Dwarf conifers to consider
Grouped according to form, here is a list of dwarf conifers that offer a wide range of textures, shapes and colours to enhance your garden year-round. Measurements given are approximate 10-year heights or widths, depending on plant form.

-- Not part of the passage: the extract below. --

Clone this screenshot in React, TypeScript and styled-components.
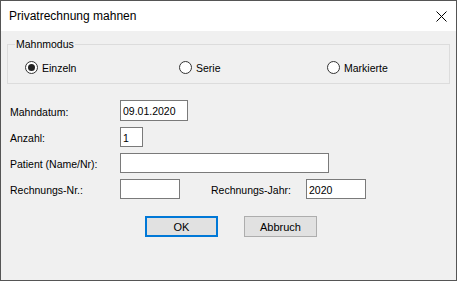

Dwarf blue Rocky Mountain fir (Abies lasiocarpa ‘Glauca Compacta’): Pyramidal form with silver-blue needles; five feet (1.5 m); Zone 5
‘Confucious’ Hinoki cypress (Chamaecyparis obtusa ‘Confucious’): Compact gold cultivar from New Zealand; four feet (1.2 m); Zone 5
‘Nana Lutea’ Hinoki cypress (C. o. ‘Nana Lutea’): Twisted, golden, fan-like foliage; three feet (90 cm); Zone 5
‘Jean’s Dilly’ dwarf Alberta spruce (Picea glauca ‘Jean’s Dilly’): Green needles and a tidy conical shape; three feet (90 cm); Zone 4
‘Bandai-sugi’ Japanese cedar (Cryptomeria japonica ‘Bandai-sugi’): Deep green needles in congested clusters; five feet (1.5 m); Zone 6
‘Porcupine’ blue spruce (Picea pungens ‘Porcupine’): Bright blue foliage; three feet (90 cm); Zone 3
‘Ara-kawa’ Japanese white pine (Pinus parviflora ‘Ara-kawa’): Bluish needles and dark, warty bark; three to six feet (90 cm to 1.8 m); Zone 4
‘Frosty’ Canadian hemlock (Tsuga canadensis ‘Frosty’): Green needles frosted with white; prefers shade; three feet (90 cm); Zone 4
‘Snow’ Sawara false cypress (Chamaecyparis pisifera ‘Snow’): Feathery, white-tipped foliage in spring; three feet (90 cm); Zone 5
Vilmorin’s Japanese cedar (Cryptomeria japonica ‘Vilmoriniana’): Fine-textured green needles turn bronze purple in winter; three feet (90 cm); Zone 6
‘Little Gem’ Norway spruce (Picea abies ‘Little Gem’): A ball of soft green needles on crowded branchlets; two feet (60 cm); Zone 3
‘Pusch’ Norway spruce (*P. a.* ‘Pusch’): Named Collector’s Conifer of the Year in 2008; covered in bright red cones in spring; three feet (90 cm); Zone 3
‘Smidtii’ Bosnian pine (Pinus heldreichii ‘Smidtii’, syn. P. leucodermis ‘Smidtii’): Mounding pine perfect for rock gardens; 18 inches (45 cm); Zone 4
‘Silver Mist’ shore juniper (Juniperus conferta ‘Silver Mist’): Silvery blue-green needles; salt-spray tolerant; three feet (90 cm); Zone 6
‘Mother Lode’ creeping juniper (J. horizontalis ‘Mother Lode’): Bright golden sport of ‘Blue Rug’; six feet (1.8 m); Zone 3
‘Gold Spot’ Siberian cypress (Microbiota decussata ‘Gold Spot’): Green foliage flecked with gold; three feet (90 cm); Zone 3
‘Prostrata’ blue spruce (Picea pungens ‘Prostrata’): A true blue creeping form; four feet (1.2 m); Zone 3
‘Farnsburg’ Norway spruce (Picea abies ‘Farnsburg’): Can be staked or left to ramble over the ground; four feet (1.2 m); Zone 3
‘Thorsen’s Weeping’ Western hemlock (Tsuga heterophylla ‘Thorsen’s Weeping’): A spreader that’s staked to form a weeping tree; four feet (1.2 m); Zone 5
‘Silberperle’ Korean fir (Abies koreana ‘Silberperle’): Dense upturned needles with silvery undersides; 10 inches (25 cm); Zone 4
‘Golden Sprite’ chamaecyparis (Chamaecyparis obtusa ‘Golden Sprite’): Congested irregular form; holds colour all year; 12 inches (30 cm); Zone 5
‘Tom Thumb Gold’ Oriental spruce (Picea orientalis ‘Tom Thumb Gold’): Gold-brushed needles, nest-like shape; six inches (15 cm) tall and 12 inches (30 cm) wide; Zone 4
‘Dave’s Choice’ mugo pine (Pinus mugo ‘Dave’s Choice’): Little globe-shaped witches’-broom from ‘Mops’ mugo pine; 12 inches (30 cm); Zone 4
‘Hagoromo’ Japanese white pine (P. parviflora ‘Hagoromo’): A sweet Japanese white pine; miniature in all respects; 12 inches (30 cm); Zone 5
‘Sea Urchin’ white pine (Pinus strobus ‘Sea Urchin’): Feathery blue-green foliage on a compact globe; 12 inches (30 cm); Zone 4.